DIRECTION:
Return each line of the listing below, unchanged, and omit the images.

# # # #

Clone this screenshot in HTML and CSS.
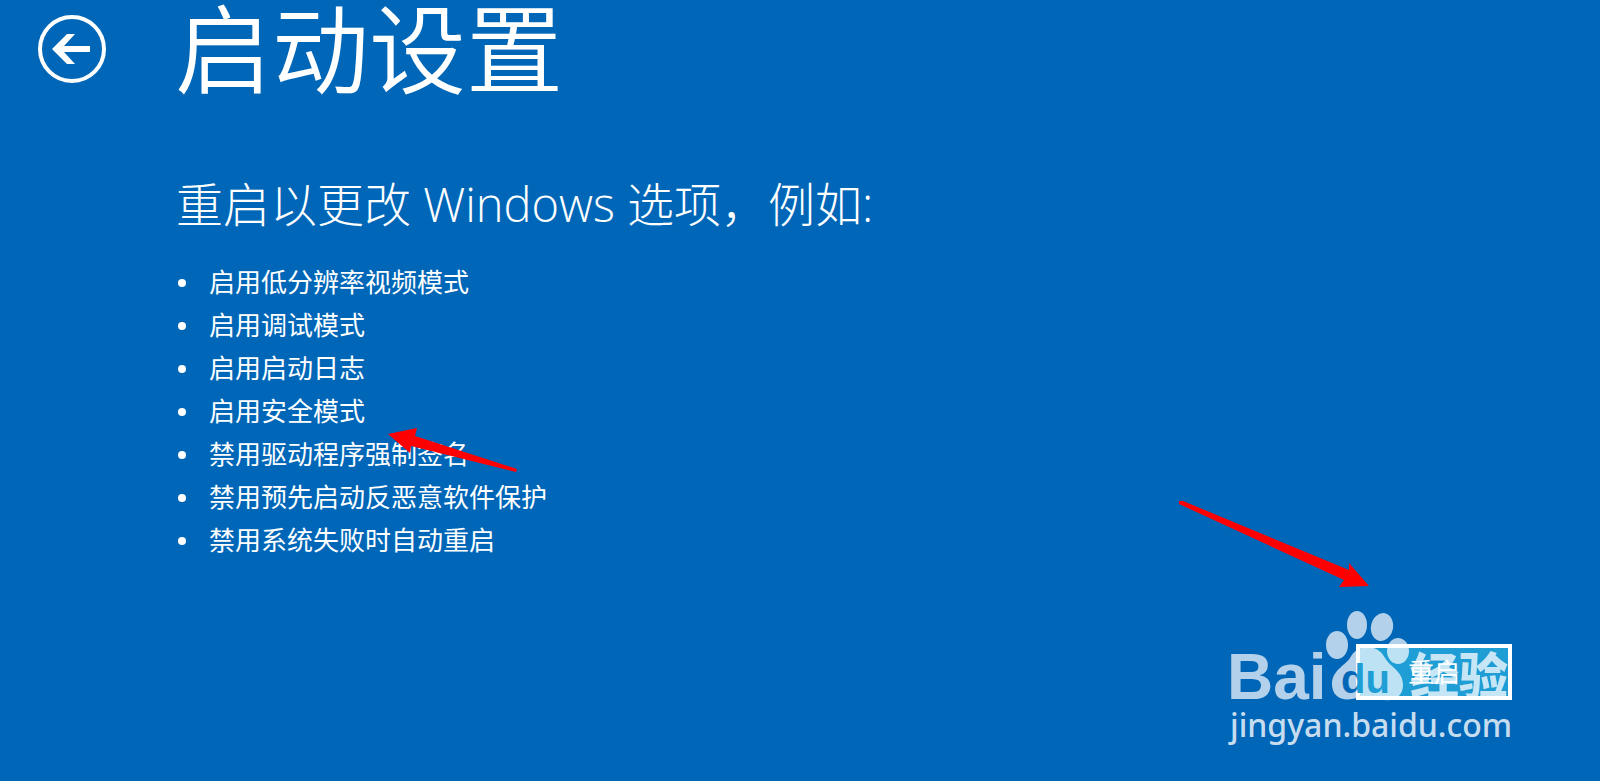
FILE: index.html
```html
<!DOCTYPE html>
<html lang="zh-CN">
<head>
  <meta charset="UTF-8">
  <meta name="viewport" content="width=device-width, initial-scale=1.0">
  <title>启动设置</title>
  <link rel="stylesheet" href="styles.css">
</head>
<body>
  <div class="screen">
    <!-- Header -->
    <header class="header">
      <button class="back-btn" type="button" aria-label="返回">
        <svg viewBox="0 0 70 70">
          <circle cx="35" cy="35" r="32" fill="none" stroke="#fff" stroke-width="4" />
          <path d="M15 35L30 20H38L27 32H53V38H27L38 50H30Z" fill="#fff" />
        </svg>
      </button>
      <h1 class="title">启动设置</h1>
    </header>

    <!-- Options -->
    <main class="content">
      <h2 class="subtitle">重启以更改 Windows 选项，例如:</h2>
      <ul class="options">
        <li>启用低分辨率视频模式</li>
        <li>启用调试模式</li>
        <li>启用启动日志</li>
        <li>启用安全模式</li>
        <li>禁用驱动程序强制签名</li>
        <li>禁用预先启动反恶意软件保护</li>
        <li>禁用系统失败时自动重启</li>
      </ul>
    </main>

    <footer class="footer">
      <button class="restart-btn" type="button">重启</button>
    </footer>

    <!-- Arrows -->
    <svg class="arrow arrow-option" viewBox="0 0 132 46">
      <path d="M1 7L30 1L28 9L130 42L129 45L24 19L23 26Z" fill="#fe0000" />
    </svg>
    <svg class="arrow arrow-restart" viewBox="0 0 192 88">
      <path d="M1 1L5 1L171 70V63L191 86L161 87L166 80L1 4Z" fill="#fe0000" />
    </svg>

    <!-- Watermark -->
    <svg class="watermark" viewBox="0 0 320 160">
      <defs>
        <linearGradient id="duFill" gradientUnits="userSpaceOnUse" x1="146" y1="0" x2="147" y2="0">
          <stop offset="0" stop-color="#0067b8" />
          <stop offset="1" stop-color="#1f9dd5" />
        </linearGradient>
      </defs>
      <g fill="#fff" fill-opacity="0.7">
        <text class="wm-bai" x="17" y="99">Bai</text>
        <ellipse cx="127" cy="45" rx="11" ry="14" />
        <ellipse cx="147" cy="25" rx="10" ry="14" />
        <ellipse cx="172" cy="27" rx="11" ry="14" transform="rotate(12 172 27)" />
        <ellipse cx="188" cy="51" rx="11" ry="13" />
        <path d="M157 47C149 47 144 51 140 58C136 65 122 70 122 84C122 96 131 101 142 99C152 97 160 97 170 99C181 103 193 98 193 85C193 71 181 68 175 58C171 51 166 47 157 47Z" />
      </g>
      <text class="wm-du" x="131" y="93" fill="url(#duFill)">du</text>
      <text class="wm-cn" x="200" y="94">经验</text>
      <text class="wm-url" x="20" y="137">jingyan.baidu.com</text>
    </svg>
  </div>
</body>
</html>
```

FILE: styles.css
```css
/* General Styles */
* {
  box-sizing: border-box;
}
body {
  margin: 0;
  background-color: #0067b8;
  color: #fff;
  font-family: "Open Sans", "Noto Sans CJK SC", sans-serif;
}
.screen {
  position: relative;
  display: flex;
  flex-direction: column;
  min-height: 100vh;
  overflow: hidden;
}

/* Header */
.header {
  display: flex;
  align-items: flex-start;
  gap: 68px;
  padding-left: 37px;
}
.back-btn {
  width: 70px;
  height: 70px;
  margin-top: 14px;
  padding: 0;
  border: none;
  background: none;
  cursor: pointer;
}
.back-btn svg {
  display: block;
}
.title {
  margin: 0;
  font-family: "Noto Sans CJK SC", sans-serif;
  font-size: 97px;
  font-weight: 350;
  line-height: 88px;
}

/* Options */
.content {
  flex: 1;
  padding: 84px 40px 0 176px;
}
.subtitle {
  margin: 0;
  font-size: 47px;
  font-weight: 300;
  line-height: 64px;
}
.options {
  margin: 25px 0 0;
  padding: 0;
  list-style: none;
  font-size: 26px;
  line-height: 43px;
}
.options li {
  display: flex;
  align-items: center;
  gap: 23px;
}
.options li::before {
  content: "";
  width: 8px;
  height: 8px;
  margin-left: 2px;
  border-radius: 50%;
  background-color: #fff;
}

/* Restart Button */
.footer {
  display: flex;
  justify-content: flex-end;
  padding: 0 88px 81px 0;
}
.restart-btn {
  width: 156px;
  height: 56px;
  padding: 0;
  border: 4px solid #fff;
  background-color: #1f9dd5;
  color: #fff;
  font-family: inherit;
  font-size: 26px;
  line-height: 48px;
  cursor: pointer;
}

/* Arrows */
.arrow {
  position: absolute;
  pointer-events: none;
}
.arrow-option {
  left: 387px;
  top: 427px;
  width: 132px;
}
.arrow-restart {
  right: 230px;
  bottom: 193px;
  width: 192px;
}

/* Watermark */
.watermark {
  position: absolute;
  right: 70px;
  bottom: 21px;
  width: 320px;
  pointer-events: none;
}
.wm-bai {
  font-family: "Liberation Sans", sans-serif;
  font-size: 64px;
  font-weight: 700;
}
.wm-du {
  font-family: "Liberation Sans", sans-serif;
  font-size: 40px;
  font-weight: 700;
}
.wm-cn {
  font-family: "Noto Sans CJK SC", sans-serif;
  font-size: 49px;
  font-weight: 900;
  fill: #fff;
  fill-opacity: 0.75;
}
.wm-url {
  font-family: "Noto Sans", sans-serif;
  font-size: 32px;
  font-weight: 500;
  fill: #fff;
  fill-opacity: 0.8;
}
```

# # # #

RESPONSE TO THIS EXERCISE:
Clone this screenshot in HTML and CSS.
FILE: index.html
```html
<!DOCTYPE html>
<html lang="zh-CN">
<head>
  <meta charset="UTF-8">
  <meta name="viewport" content="width=device-width, initial-scale=1.0">
  <title>启动设置</title>
  <link rel="stylesheet" href="styles.css">
</head>
<body>
  <div class="screen">
    <!-- Header -->
    <header class="header">
      <button class="back-btn" type="button" aria-label="返回">
        <svg viewBox="0 0 70 70">
          <circle cx="35" cy="35" r="32" fill="none" stroke="#fff" stroke-width="4" />
          <path d="M15 35L30 20H38L27 32H53V38H27L38 50H30Z" fill="#fff" />
        </svg>
      </button>
      <h1 class="title">启动设置</h1>
    </header>

    <!-- Options -->
    <main class="content">
      <h2 class="subtitle">重启以更改 Windows 选项，例如:</h2>
      <ul class="options">
        <li>启用低分辨率视频模式</li>
        <li>启用调试模式</li>
        <li>启用启动日志</li>
        <li>启用安全模式</li>
        <li>禁用驱动程序强制签名</li>
        <li>禁用预先启动反恶意软件保护</li>
        <li>禁用系统失败时自动重启</li>
      </ul>
    </main>

    <footer class="footer">
      <button class="restart-btn" type="button">重启</button>
    </footer>

    <!-- Arrows -->
    <svg class="arrow arrow-option" viewBox="0 0 132 46">
      <path d="M1 7L30 1L28 9L130 42L129 45L24 19L23 26Z" fill="#fe0000" />
    </svg>
    <svg class="arrow arrow-restart" viewBox="0 0 192 88">
      <path d="M1 1L5 1L171 70V63L191 86L161 87L166 80L1 4Z" fill="#fe0000" />
    </svg>

    <!-- Watermark -->
    <svg class="watermark" viewBox="0 0 320 160">
      <defs>
        <linearGradient id="duFill" gradientUnits="userSpaceOnUse" x1="146" y1="0" x2="147" y2="0">
          <stop offset="0" stop-color="#0067b8" />
          <stop offset="1" stop-color="#1f9dd5" />
        </linearGradient>
      </defs>
      <g fill="#fff" fill-opacity="0.7">
        <text class="wm-bai" x="17" y="99">Bai</text>
        <ellipse cx="127" cy="45" rx="11" ry="14" />
        <ellipse cx="147" cy="25" rx="10" ry="14" />
        <ellipse cx="172" cy="27" rx="11" ry="14" transform="rotate(12 172 27)" />
        <ellipse cx="188" cy="51" rx="11" ry="13" />
        <path d="M157 47C149 47 144 51 140 58C136 65 122 70 122 84C122 96 131 101 142 99C152 97 160 97 170 99C181 103 193 98 193 85C193 71 181 68 175 58C171 51 166 47 157 47Z" />
      </g>
      <text class="wm-du" x="131" y="93" fill="url(#duFill)">du</text>
      <text class="wm-cn" x="200" y="94">经验</text>
      <text class="wm-url" x="20" y="137">jingyan.baidu.com</text>
    </svg>
  </div>
</body>
</html>
```

FILE: styles.css
```css
/* General Styles */
* {
  box-sizing: border-box;
}
body {
  margin: 0;
  background-color: #0067b8;
  color: #fff;
  font-family: "Open Sans", "Noto Sans CJK SC", sans-serif;
}
.screen {
  position: relative;
  display: flex;
  flex-direction: column;
  min-height: 100vh;
  overflow: hidden;
}

/* Header */
.header {
  display: flex;
  align-items: flex-start;
  gap: 68px;
  padding-left: 37px;
}
.back-btn {
  width: 70px;
  height: 70px;
  margin-top: 14px;
  padding: 0;
  border: none;
  background: none;
  cursor: pointer;
}
.back-btn svg {
  display: block;
}
.title {
  margin: 0;
  font-family: "Noto Sans CJK SC", sans-serif;
  font-size: 97px;
  font-weight: 350;
  line-height: 88px;
}

/* Options */
.content {
  flex: 1;
  padding: 84px 40px 0 176px;
}
.subtitle {
  margin: 0;
  font-size: 47px;
  font-weight: 300;
  line-height: 64px;
}
.options {
  margin: 25px 0 0;
  padding: 0;
  list-style: none;
  font-size: 26px;
  line-height: 43px;
}
.options li {
  display: flex;
  align-items: center;
  gap: 23px;
}
.options li::before {
  content: "";
  width: 8px;
  height: 8px;
  margin-left: 2px;
  border-radius: 50%;
  background-color: #fff;
}

/* Restart Button */
.footer {
  display: flex;
  justify-content: flex-end;
  padding: 0 88px 81px 0;
}
.restart-btn {
  width: 156px;
  height: 56px;
  padding: 0;
  border: 4px solid #fff;
  background-color: #1f9dd5;
  color: #fff;
  font-family: inherit;
  font-size: 26px;
  line-height: 48px;
  cursor: pointer;
}

/* Arrows */
.arrow {
  position: absolute;
  pointer-events: none;
}
.arrow-option {
  left: 387px;
  top: 427px;
  width: 132px;
}
.arrow-restart {
  right: 230px;
  bottom: 193px;
  width: 192px;
}

/* Watermark */
.watermark {
  position: absolute;
  right: 70px;
  bottom: 21px;
  width: 320px;
  pointer-events: none;
}
.wm-bai {
  font-family: "Liberation Sans", sans-serif;
  font-size: 64px;
  font-weight: 700;
}
.wm-du {
  font-family: "Liberation Sans", sans-serif;
  font-size: 40px;
  font-weight: 700;
}
.wm-cn {
  font-family: "Noto Sans CJK SC", sans-serif;
  font-size: 49px;
  font-weight: 900;
  fill: #fff;
  fill-opacity: 0.75;
}
.wm-url {
  font-family: "Noto Sans", sans-serif;
  font-size: 32px;
  font-weight: 500;
  fill: #fff;
  fill-opacity: 0.8;
}
```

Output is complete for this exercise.